Photograph — USA Today

As the COVID-19 pandemic continues to gain considerable grounds in sub-Saharan Africa, Central Banks of Kenya and Nigeria have come up with measures to cushion the impact of the pandemic on their economy. 

While the Nairobi regulator cut its benchmark lending rate by 100 basis points (bps) to 7.25 percent to protect the economy from the new coronavirus, Nigeria’s apex bank has introduced a new dollar remittance policy that stops local and international oil corporations from selling dollars to the state-run Nigerian National Petroleum Corporation.

On Monday, 23 March 2020, the Central Bank of Kenya announced a revised monetary policy that puts the lending benchmark at 7.25 percent and reduces the cash reserve ratio for commercial banks from 5.25 percent to 4.25 percent. The latter is meant to release an extra 35.2 billion shillings ($330.83 million) to financial institutions for lending to customers who have been affected by the pandemic, thereby helping to buffer the eastern African country and drive economic activities.

Also, the CBN’s dollar remittance policy is focused on boosting local dollar collection, improving foreign exchange supply and stabilizing the local currency amid the COVID-19 pandemic.

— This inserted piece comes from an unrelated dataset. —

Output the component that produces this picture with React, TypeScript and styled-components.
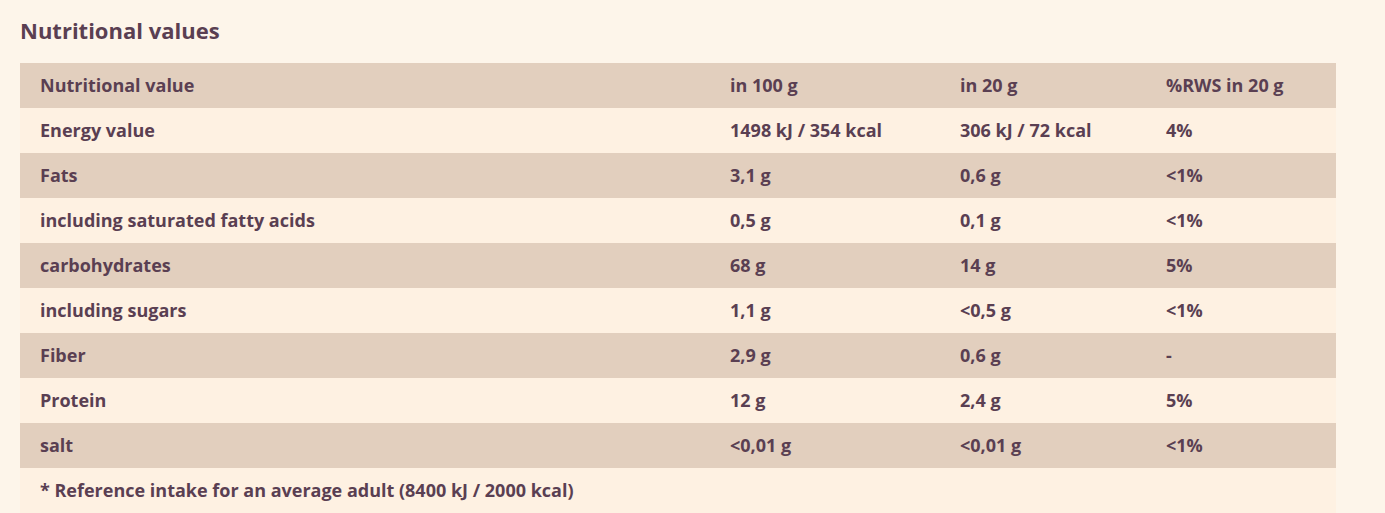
import React from 'react';
import styled, { createGlobalStyle } from 'styled-components';

const GlobalStyle = createGlobalStyle`
  html, body {
    margin: 0;
    padding: 0;
    background: #fdf5ea;
  }
  body {
    font-family: "Open Sans", "Liberation Sans", sans-serif;
    color: #5a3f52;
  }
`;

const Section = styled.section`
  padding: 15px 49px 0 20px;
`;

const Title = styled.h2`
  margin: 0 0 18px;
  font-size: 22px;
  line-height: 30px;
  font-weight: 700;
  color: #5a3f52;
`;

const Table = styled.table`
  width: 100%;
  border-collapse: collapse;
  table-layout: fixed;
`;

const Row = styled.tr<{ $shade: boolean }>`
  background: ${p => (p.$shade ? '#e2cfbe' : '#fef1e2')};
`;

const Cell = styled.td`
  padding: 10px 20px 11px;
  line-height: 24px;
  font-size: 18px;
  font-weight: 700;
  color: #5a3f52;
  vertical-align: middle;
  white-space: nowrap;
`;

const HeadCell = styled(Cell).attrs({ as: 'th' })`
  text-align: left;
`;

const header = ['Nutritional value', 'in 100 g', 'in 20 g', '%RWS in 20 g'];

const rows: string[][] = [
  ['Energy value', '1498 kJ / 354 kcal', '306 kJ / 72 kcal', '4%'],
  ['Fats', '3,1 g', '0,6 g', '<1%'],
  ['including saturated fatty acids', '0,5 g', '0,1 g', '<1%'],
  ['carbohydrates', '68 g', '14 g', '5%'],
  ['including sugars', '1,1 g', '<0,5 g', '<1%'],
  ['Fiber', '2,9 g', '0,6 g', '-'],
  ['Protein', '12 g', '2,4 g', '5%'],
  ['salt', '<0,01 g', '<0,01 g', '<1%'],
];

const widths = ['690px', '230px', '206px', 'auto'];

export default function App() {
  return (
    <>
      <GlobalStyle />
      <Section>
        <Title>Nutritional values</Title>
        <Table>
          <colgroup>
            {widths.map((w, i) => (
              <col key={i} style={{ width: w }} />
            ))}
          </colgroup>
          <thead>
            <Row $shade>
              {header.map(h => (
                <HeadCell key={h}>{h}</HeadCell>
              ))}
            </Row>
          </thead>
          <tbody>
            {rows.map((r, i) => (
              <Row key={r[0]} $shade={i % 2 === 1}>
                {r.map((c, j) => (
                  <Cell key={j}>{c}</Cell>
                ))}
              </Row>
            ))}
            <Row $shade={false}>
              <Cell colSpan={4}>* Reference intake for an average adult (8400 kJ / 2000 kcal)</Cell>
            </Row>
          </tbody>
        </Table>
      </Section>
    </>
  );
}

The apex bank seeks to improve dollar supply to its coffers while it reduces the greenback spending to further boost the naira. This is coming after the apex bank, announced on Friday, that it has devalued the naira to N380 per dollar.

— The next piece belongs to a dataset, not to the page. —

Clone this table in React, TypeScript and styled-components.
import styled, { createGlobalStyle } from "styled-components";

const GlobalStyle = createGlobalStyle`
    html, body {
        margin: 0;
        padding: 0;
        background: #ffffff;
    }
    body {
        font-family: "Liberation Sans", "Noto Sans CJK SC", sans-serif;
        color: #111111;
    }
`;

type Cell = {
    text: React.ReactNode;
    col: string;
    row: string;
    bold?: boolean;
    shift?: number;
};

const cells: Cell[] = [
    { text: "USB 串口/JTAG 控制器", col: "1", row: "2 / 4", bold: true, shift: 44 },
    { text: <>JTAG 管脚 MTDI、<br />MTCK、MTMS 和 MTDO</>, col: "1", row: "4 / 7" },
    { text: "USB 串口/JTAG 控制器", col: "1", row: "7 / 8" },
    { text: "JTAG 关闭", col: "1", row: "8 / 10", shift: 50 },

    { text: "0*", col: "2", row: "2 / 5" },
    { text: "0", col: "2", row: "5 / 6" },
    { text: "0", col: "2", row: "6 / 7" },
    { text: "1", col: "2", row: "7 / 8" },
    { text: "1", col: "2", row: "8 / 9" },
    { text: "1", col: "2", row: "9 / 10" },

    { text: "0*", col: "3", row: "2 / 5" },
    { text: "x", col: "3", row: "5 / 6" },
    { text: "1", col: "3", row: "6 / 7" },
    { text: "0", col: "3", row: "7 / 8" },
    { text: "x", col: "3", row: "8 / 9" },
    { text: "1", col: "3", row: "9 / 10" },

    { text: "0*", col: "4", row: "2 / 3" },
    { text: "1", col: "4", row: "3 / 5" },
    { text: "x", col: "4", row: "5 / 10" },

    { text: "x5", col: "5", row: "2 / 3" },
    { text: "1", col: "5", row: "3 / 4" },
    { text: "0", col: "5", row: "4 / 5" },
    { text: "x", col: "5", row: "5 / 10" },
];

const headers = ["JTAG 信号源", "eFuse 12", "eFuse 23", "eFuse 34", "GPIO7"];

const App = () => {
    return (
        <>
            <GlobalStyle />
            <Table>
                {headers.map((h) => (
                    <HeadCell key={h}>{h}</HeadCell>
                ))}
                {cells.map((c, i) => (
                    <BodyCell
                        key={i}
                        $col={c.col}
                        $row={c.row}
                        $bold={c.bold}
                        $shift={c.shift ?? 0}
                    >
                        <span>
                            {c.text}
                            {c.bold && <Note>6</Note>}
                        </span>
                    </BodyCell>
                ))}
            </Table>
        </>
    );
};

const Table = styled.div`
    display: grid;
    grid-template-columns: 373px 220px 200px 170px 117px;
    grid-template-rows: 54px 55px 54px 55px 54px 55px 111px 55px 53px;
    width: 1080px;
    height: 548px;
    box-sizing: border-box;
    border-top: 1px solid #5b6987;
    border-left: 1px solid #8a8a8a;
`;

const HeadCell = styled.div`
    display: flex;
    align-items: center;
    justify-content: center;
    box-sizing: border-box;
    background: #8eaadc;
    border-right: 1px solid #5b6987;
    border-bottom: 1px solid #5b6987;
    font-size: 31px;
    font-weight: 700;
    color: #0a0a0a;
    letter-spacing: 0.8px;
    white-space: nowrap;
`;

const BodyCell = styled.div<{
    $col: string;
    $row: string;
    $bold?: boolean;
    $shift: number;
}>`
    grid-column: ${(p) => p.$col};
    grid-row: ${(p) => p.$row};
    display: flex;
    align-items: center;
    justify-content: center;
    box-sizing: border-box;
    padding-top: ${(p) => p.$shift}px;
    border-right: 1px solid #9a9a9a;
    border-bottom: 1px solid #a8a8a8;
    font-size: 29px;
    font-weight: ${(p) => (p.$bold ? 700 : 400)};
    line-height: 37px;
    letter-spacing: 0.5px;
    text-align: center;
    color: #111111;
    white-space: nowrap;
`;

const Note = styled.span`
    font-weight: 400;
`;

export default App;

This new measure was disclosed by the CBN Governor, Godwin Emefiele, over the course of the weekend in an emergency meeting with bank executives in Lagos. “We are committed to improving forex supply to the CBN, by directing all oil companies -international, and domestic, whether you are in the service industry, or producing, upstream, midstream, downstream, or related companies, to sell their foreign exchange to the CBN and no longer to NNPC, for purposes of funding even import of petroleum products, and also new policy on price modulation,” Emefiele said.

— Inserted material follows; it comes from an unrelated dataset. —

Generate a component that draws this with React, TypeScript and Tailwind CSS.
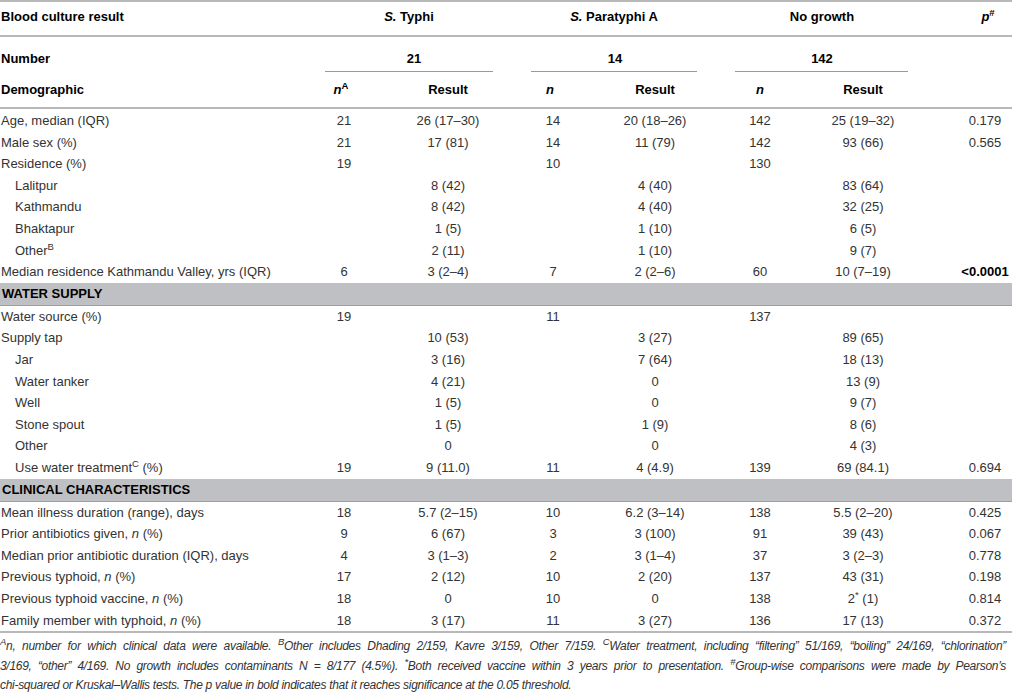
import React from 'react';

type Cell = React.ReactNode;

interface DataRow {
  kind: 'row';
  label: React.ReactNode;
  indent?: boolean;
  cells: Cell[];
  boldP?: boolean;
}

interface BandRow {
  kind: 'band';
  label: string;
}

type Row = DataRow | BandRow;

const Sup = ({ children }: { children: React.ReactNode }) => (
  <sup className="text-[9.5px] relative -top-[5px] align-baseline">{children}</sup>
);

const rows: Row[] = [
  { kind: 'row', label: 'Age, median (IQR)', cells: ['21', '26 (17–30)', '14', '20 (18–26)', '142', '25 (19–32)', '0.179'] },
  { kind: 'row', label: 'Male sex (%)', cells: ['21', '17 (81)', '14', '11 (79)', '142', '93 (66)', '0.565'] },
  { kind: 'row', label: 'Residence (%)', cells: ['19', '', '10', '', '130', '', ''] },
  { kind: 'row', label: 'Lalitpur', indent: true, cells: ['', '8 (42)', '', '4 (40)', '', '83 (64)', ''] },
  { kind: 'row', label: 'Kathmandu', indent: true, cells: ['', '8 (42)', '', '4 (40)', '', '32 (25)', ''] },
  { kind: 'row', label: 'Bhaktapur', indent: true, cells: ['', '1 (5)', '', '1 (10)', '', '6 (5)', ''] },
  {
    kind: 'row',
    label: <>Other<Sup>B</Sup></>,
    indent: true,
    cells: ['', '2 (11)', '', '1 (10)', '', '9 (7)', ''],
  },
  {
    kind: 'row',
    label: 'Median residence Kathmandu Valley, yrs (IQR)',
    cells: ['6', '3 (2–4)', '7', '2 (2–6)', '60', '10 (7–19)', '<0.0001'],
    boldP: true,
  },
  { kind: 'band', label: 'WATER SUPPLY' },
  { kind: 'row', label: 'Water source (%)', cells: ['19', '', '11', '', '137', '', ''] },
  { kind: 'row', label: 'Supply tap', cells: ['', '10 (53)', '', '3 (27)', '', '89 (65)', ''] },
  { kind: 'row', label: 'Jar', indent: true, cells: ['', '3 (16)', '', '7 (64)', '', '18 (13)', ''] },
  { kind: 'row', label: 'Water tanker', indent: true, cells: ['', '4 (21)', '', '0', '', '13 (9)', ''] },
  { kind: 'row', label: 'Well', indent: true, cells: ['', '1 (5)', '', '0', '', '9 (7)', ''] },
  { kind: 'row', label: 'Stone spout', indent: true, cells: ['', '1 (5)', '', '1 (9)', '', '8 (6)', ''] },
  { kind: 'row', label: 'Other', indent: true, cells: ['', '0', '', '0', '', '4 (3)', ''] },
  {
    kind: 'row',
    label: <>Use water treatment<Sup>C</Sup> (%)</>,
    indent: true,
    cells: ['19', '9 (11.0)', '11', '4 (4.9)', '139', '69 (84.1)', '0.694'],
  },
  { kind: 'band', label: 'CLINICAL CHARACTERISTICS' },
  { kind: 'row', label: 'Mean illness duration (range), days', cells: ['18', '5.7 (2–15)', '10', '6.2 (3–14)', '138', '5.5 (2–20)', '0.425'] },
  { kind: 'row', label: <>Prior antibiotics given, <i>n</i> (%)</>, cells: ['9', '6 (67)', '3', '3 (100)', '91', '39 (43)', '0.067'] },
  { kind: 'row', label: 'Median prior antibiotic duration (IQR), days', cells: ['4', '3 (1–3)', '2', '3 (1–4)', '37', '3 (2–3)', '0.778'] },
  { kind: 'row', label: <>Previous typhoid, <i>n</i> (%)</>, cells: ['17', '2 (12)', '10', '2 (20)', '137', '43 (31)', '0.198'] },
  {
    kind: 'row',
    label: <>Previous typhoid vaccine, <i>n</i> (%)</>,
    cells: ['18', '0', '10', '0', '138', <>2<Sup>*</Sup> (1)</>, '0.814'],
  },
  { kind: 'row', label: <>Family member with typhoid, <i>n</i> (%)</>, cells: ['18', '3 (17)', '11', '3 (27)', '136', '17 (13)', '0.372'] },
];

const GRID = 'grid grid-cols-[310px_68px_140px_70px_134px_76px_130px_84px]';

function DataLine({ row }: { row: DataRow }) {
  return (
    <div className={`${GRID} h-[21.6px] items-center`}>
      <div className={`whitespace-nowrap ${row.indent ? 'pl-[15px]' : 'pl-[1px]'}`}>{row.label}</div>
      {row.cells.slice(0, 6).map((c, i) => (
        <div key={i} className="text-center whitespace-nowrap">
          {c}
        </div>
      ))}
      <div className={`pl-[30px] text-center whitespace-nowrap ${row.boldP ? 'font-bold text-black' : ''}`}>
        {row.cells[6]}
      </div>
    </div>
  );
}

export default function App() {
  return (
    <div className="w-[1012px] h-[698px] bg-white text-[13px] text-[#333] font-['Liberation_Sans',Arial,sans-serif] overflow-hidden">
      {/* column headers */}
      <div className="h-[2px] bg-[#b8b8b8]" />
      <div className={`${GRID} h-[33px] items-center pb-[4px] font-bold text-black`}>
        <div className="pl-[1px]">Blood culture result</div>
        <div className="col-span-2 text-center pr-[10px]">
          <i>S.</i> Typhi
        </div>
        <div className="col-span-2 text-center pr-[12px]">
          <i>S.</i> Paratyphi A
        </div>
        <div className="col-span-2 text-center pr-[6px]">No growth</div>
        <div className="pl-[36px] text-center">
          <i>p</i>
          <Sup>#</Sup>
        </div>
      </div>
      <div className="h-[2px] bg-[#b8b8b8]" />

      <div className={`${GRID} h-[36px] font-bold text-black`}>
        <div className="pt-[12px] pl-[1px]">Number</div>
        <div className="col-span-2 flex flex-col">
          <div className="h-[34px] pt-[12px] text-center">21</div>
          <div className="ml-[15px] mr-[25px] h-[1px] bg-[#9a9a9a]" />
        </div>
        <div className="col-span-2 flex flex-col">
          <div className="h-[34px] pt-[12px] text-center pr-[10px]">14</div>
          <div className="ml-[13px] mr-[25px] h-[1px] bg-[#9a9a9a]" />
        </div>
        <div className="col-span-2 flex flex-col">
          <div className="h-[34px] pt-[12px] text-center pr-[6px]">142</div>
          <div className="ml-[13px] mr-[20px] h-[1px] bg-[#9a9a9a]" />
        </div>
        <div />
      </div>

      <div className={`${GRID} h-[34px] items-center font-bold text-black`}>
        <div className="pl-[1px]">Demographic</div>
        <div className="text-center pr-[6px]">
          <i>n</i>
          <Sup>A</Sup>
        </div>
        <div className="text-center">Result</div>
        <div className="text-center pr-[6px]">
          <i>n</i>
        </div>
        <div className="text-center">Result</div>
        <div className="text-center">
          <i>n</i>
        </div>
        <div className="text-center">Result</div>
        <div />
      </div>
      <div className="h-[2px] bg-[#b8b8b8]" />

      {/* body */}
      <div className="pt-[1px]">
        {rows.map((r, i) =>
          r.kind === 'band' ? (
            <div
              key={i}
              className="h-[23px] flex items-center pl-[2px] bg-[#bfc0c3] border-b border-[#9d9ea1] font-bold text-black"
            >
              {r.label}
            </div>
          ) : (
            <DataLine key={i} row={r} />
          )
        )}
      </div>
      <div className="h-[2px] bg-[#b8b8b8]" />

      {/* footnotes */}
      <div className="pt-[4px] pr-[6px] italic text-[12px] leading-[19.5px] tracking-[-0.3px] text-[#333]">
        <div className="text-justify [text-align-last:justify]">
          <Sup>A</Sup>n, number for which clinical data were available. <Sup>B</Sup>Other includes Dhading 2/159, Kavre
          3/159, Other 7/159. <Sup>C</Sup>Water treatment, including “filtering” 51/169, “boiling” 24/169,
          “chlorination”
        </div>
        <div className="text-justify [text-align-last:justify]">
          3/169, “other” 4/169. No growth includes contaminants N = 8/177 (4.5%). <Sup>*</Sup>Both received vaccine
          within 3 years prior to presentation. <Sup>#</Sup>Group-wise comparisons were made by Pearson’s
        </div>
        <div className="whitespace-nowrap">
          chi-squared or Kruskal–Wallis tests. The p value in bold indicates that it reaches significance at the 0.05
          threshold.
        </div>
      </div>
    </div>
  );
}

The oil sector is the key foreign earner for Nigeria as the giant of Africa earns over 90 percent of its revenue from oil and also funding over 60 percent of its annual budget.

Before the pandemic began ravaging the global economy, a swift fall in the global market price of oil caused by the price-war between Russia and OPEC caused an increase in Dollar price. This gradually began to cause a strain in most economies, causing the real sector to experience strains in its output and demands. 

Since the outbreak of the COVID-19 pandemic, there has been a slowdown in economic activity globally due to critical measures taken by most governments to curb the spread of the disease.

While the move will simply be releasing more funds from its reserve to aid financial institutions to issue more loans to drive economic activities in Kenya, the remittance policy by the Nigerian Central Bank would be helping the Naira to stabilize even as the pandemic mounts pressure on the global economy.